Onset of flow instability and critical heat flux in horizontal, thin, uniformly- heated annuli

Abstract

Two-phase flow instability (Ledinegg Excursion) and critical heat flux in heated microchannels are of great concern in the design and operation of numerous practical systems. In order to prevent Ledinegg flow excursion and eventual burnout of the heated channel, limits are typically imposed on the channel power and coolant mass flux to avoid the possibility of operation within the negatively-sloped region of the coolant channel demand curve. The primary purpose of this investigation was to experimentally determine the effect of design and operational parameters on the onset of flow instability (OFI) and critical heat flux (CHE) in thin, horizontal, uniformly-heated annuli.
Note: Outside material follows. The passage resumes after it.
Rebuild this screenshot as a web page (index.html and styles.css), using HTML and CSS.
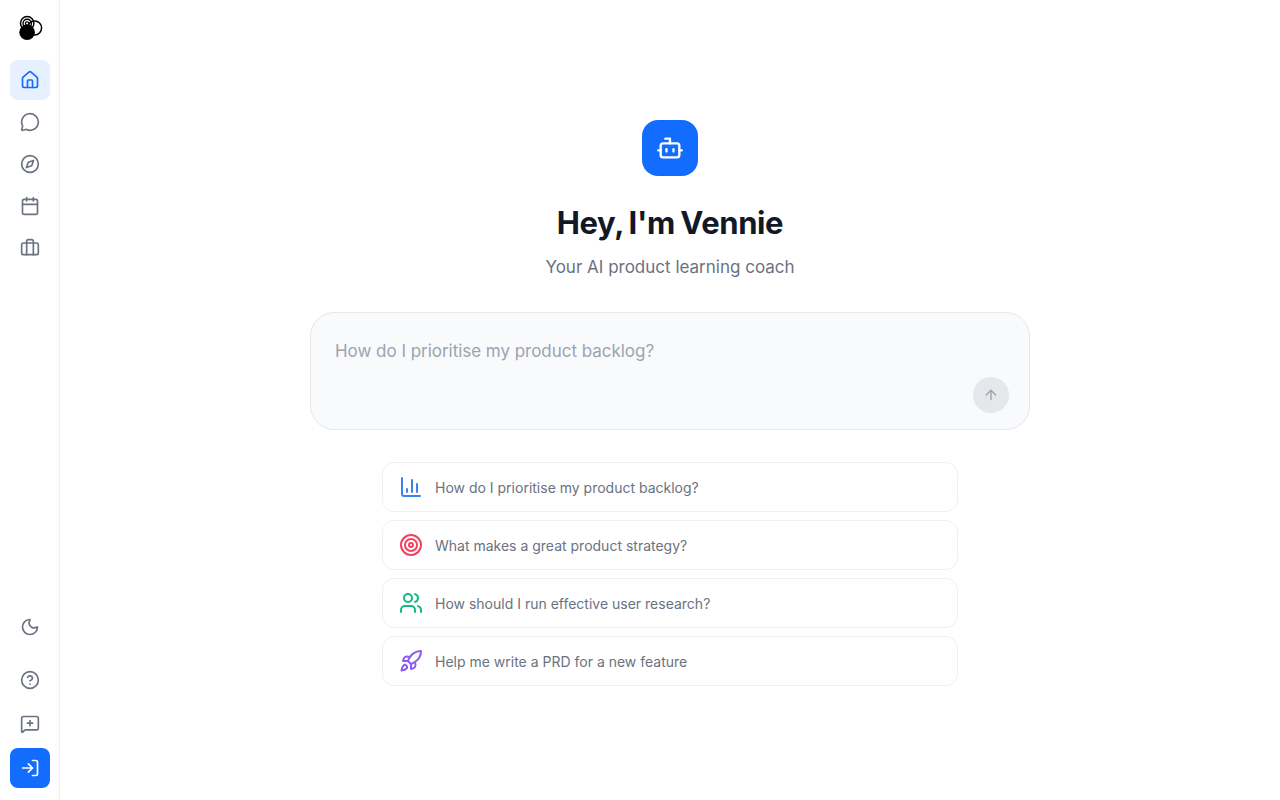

The work was motivated by the need for such data for the design and safety analysis of the Accelerator Production of Tritium (APT) project under development at Los Alamos National Laboratory. To this end, thirteen different experimental setups were employed to determine the OFI and CHF behavior of annular channels with hydraulic diameters on the order of two millimeters (annular gap widths of approximately 1.0 mm). The OFI data were then compiled and used to create two correlations; one comparing OFI heat flux to saturation heat flux and the other comparing OFI mass flux to saturation mass flux. The CHF data acquired in this investigation were compared with several empirical CHF correlations available in the literature and used to demonstrate that OFI, rather than CHF, is the limiting phenomenon in micro channel heat transfer.